— start of STORED DATA —

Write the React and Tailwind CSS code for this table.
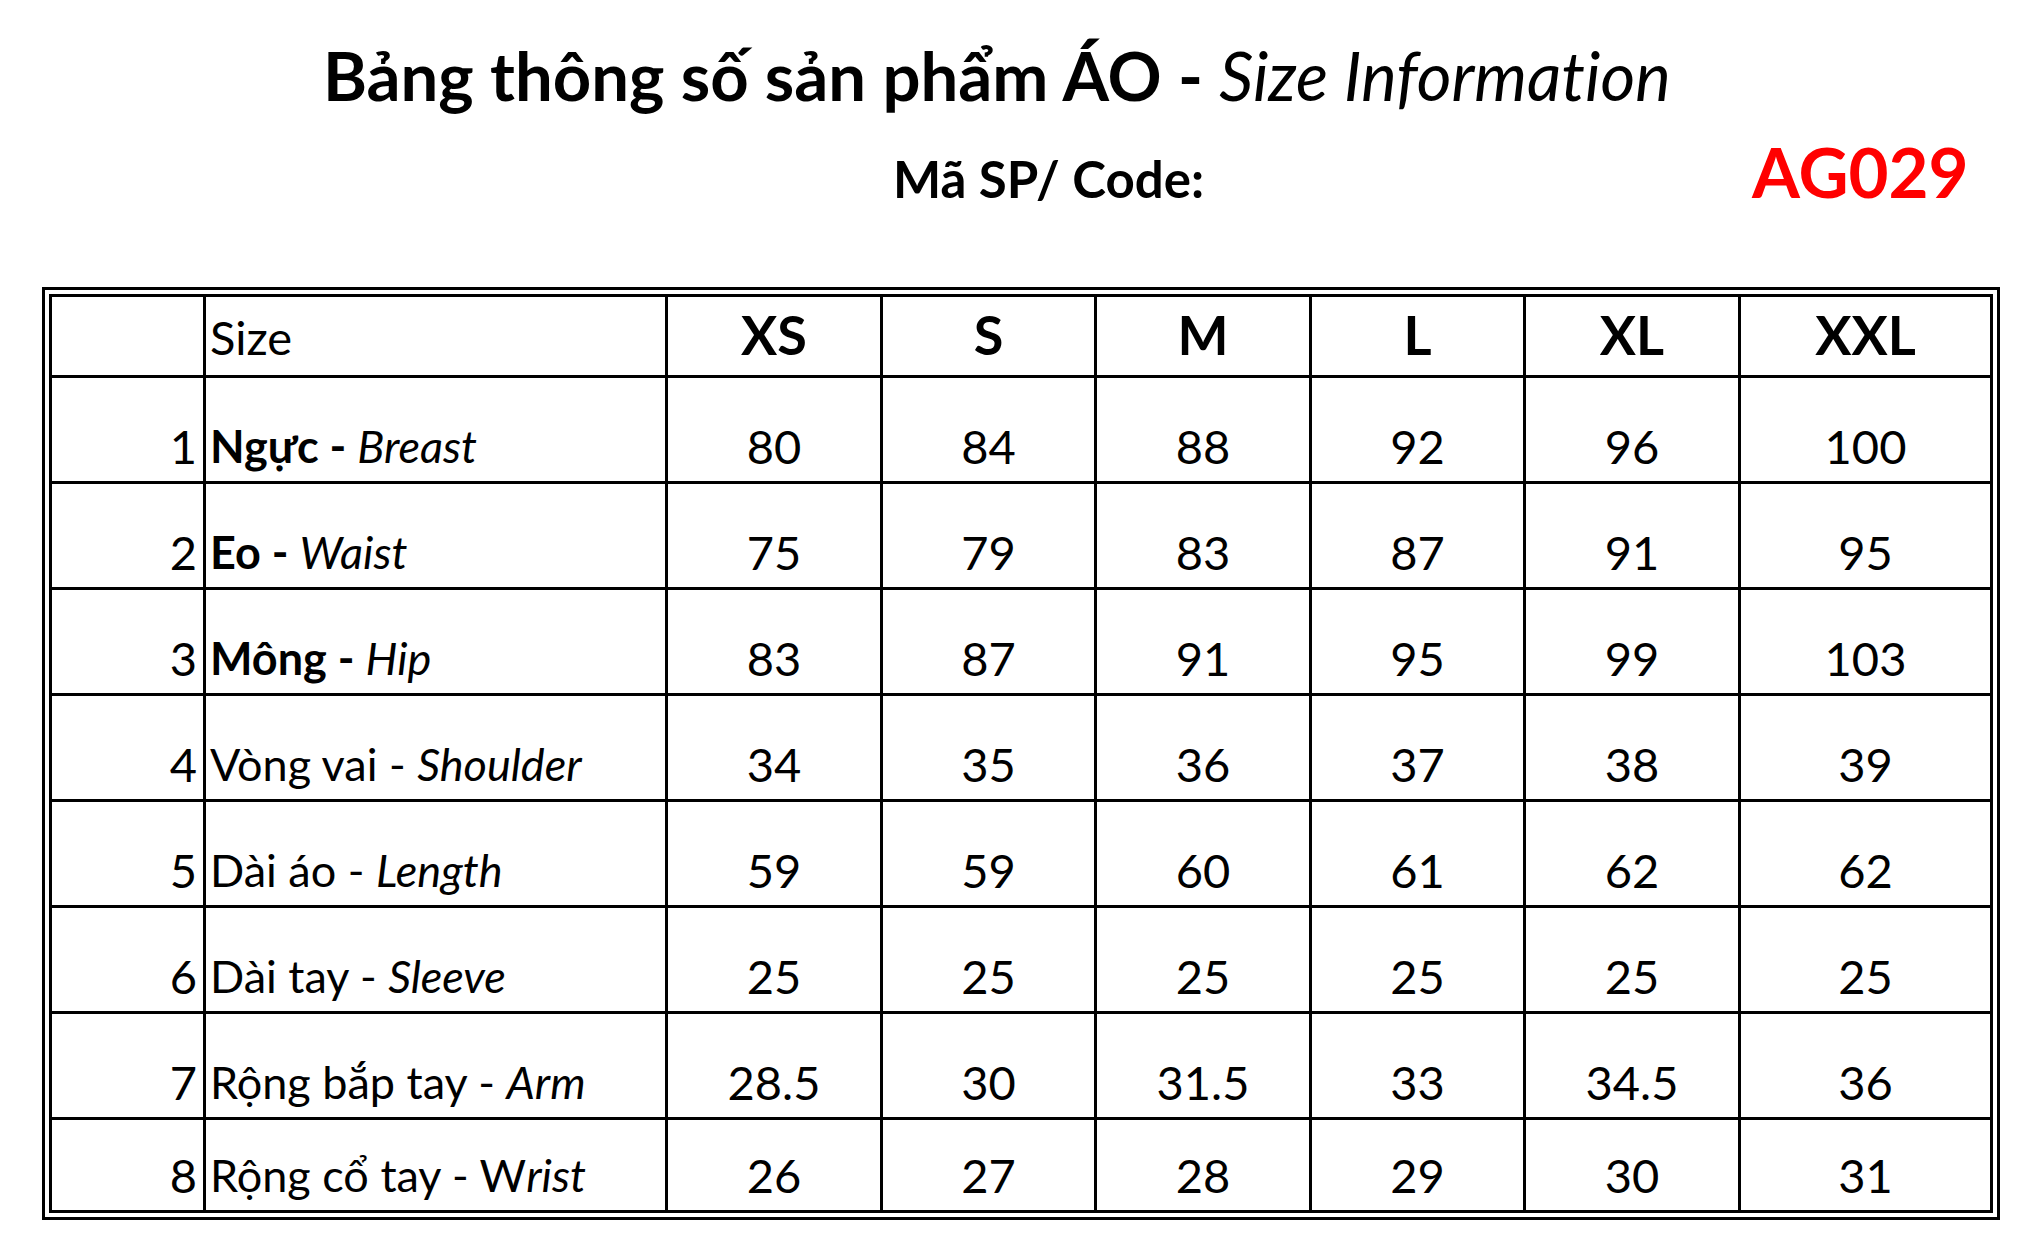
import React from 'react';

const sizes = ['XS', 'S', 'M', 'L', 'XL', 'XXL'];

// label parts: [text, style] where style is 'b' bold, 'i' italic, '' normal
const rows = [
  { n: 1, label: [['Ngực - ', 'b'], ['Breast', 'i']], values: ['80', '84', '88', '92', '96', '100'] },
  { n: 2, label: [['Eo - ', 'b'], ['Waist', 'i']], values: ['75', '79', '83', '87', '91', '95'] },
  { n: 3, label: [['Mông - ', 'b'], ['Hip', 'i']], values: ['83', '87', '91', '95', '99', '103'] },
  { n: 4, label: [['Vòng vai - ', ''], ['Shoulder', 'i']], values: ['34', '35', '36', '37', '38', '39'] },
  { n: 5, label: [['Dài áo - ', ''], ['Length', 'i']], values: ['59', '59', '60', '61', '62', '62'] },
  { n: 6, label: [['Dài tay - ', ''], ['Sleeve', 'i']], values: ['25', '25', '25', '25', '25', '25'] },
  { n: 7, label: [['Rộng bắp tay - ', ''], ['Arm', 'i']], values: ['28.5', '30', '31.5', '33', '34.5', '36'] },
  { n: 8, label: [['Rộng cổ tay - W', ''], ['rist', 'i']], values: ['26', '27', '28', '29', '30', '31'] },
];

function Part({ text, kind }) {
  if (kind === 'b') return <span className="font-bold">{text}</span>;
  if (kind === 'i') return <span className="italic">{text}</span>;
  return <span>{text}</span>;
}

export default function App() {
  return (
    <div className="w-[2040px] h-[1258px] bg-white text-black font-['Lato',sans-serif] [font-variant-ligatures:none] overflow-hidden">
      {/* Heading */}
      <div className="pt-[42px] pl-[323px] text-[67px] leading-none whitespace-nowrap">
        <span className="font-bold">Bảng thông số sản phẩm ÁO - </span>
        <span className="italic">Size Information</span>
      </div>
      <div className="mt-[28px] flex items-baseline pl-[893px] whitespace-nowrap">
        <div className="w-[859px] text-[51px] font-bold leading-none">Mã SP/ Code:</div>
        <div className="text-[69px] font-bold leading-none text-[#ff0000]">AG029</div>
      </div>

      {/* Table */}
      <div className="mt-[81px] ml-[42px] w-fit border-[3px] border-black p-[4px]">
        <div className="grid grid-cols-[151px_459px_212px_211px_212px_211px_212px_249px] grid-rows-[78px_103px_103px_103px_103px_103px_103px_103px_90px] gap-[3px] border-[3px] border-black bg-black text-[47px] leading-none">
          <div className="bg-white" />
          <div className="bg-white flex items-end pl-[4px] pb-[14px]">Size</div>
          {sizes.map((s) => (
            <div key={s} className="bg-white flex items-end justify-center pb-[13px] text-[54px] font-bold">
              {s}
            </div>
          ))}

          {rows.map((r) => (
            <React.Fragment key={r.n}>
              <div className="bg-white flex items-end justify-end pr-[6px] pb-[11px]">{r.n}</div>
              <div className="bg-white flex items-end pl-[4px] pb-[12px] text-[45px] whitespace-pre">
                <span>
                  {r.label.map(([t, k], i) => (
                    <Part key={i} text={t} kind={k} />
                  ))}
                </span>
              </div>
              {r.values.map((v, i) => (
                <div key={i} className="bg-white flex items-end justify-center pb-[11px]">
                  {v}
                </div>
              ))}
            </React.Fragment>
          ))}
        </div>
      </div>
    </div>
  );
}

— end of STORED DATA —

Starting at the first line of the material, output exactly the lines up to and including the one with "const sizes = ['XS', 'S', 'M', 'L', 'XL', 'XXL'];". Do not include the pictures.

FINISHED ANSWER:
Write the React and Tailwind CSS code for this table.
import React from 'react';

const sizes = ['XS', 'S', 'M', 'L', 'XL', 'XXL'];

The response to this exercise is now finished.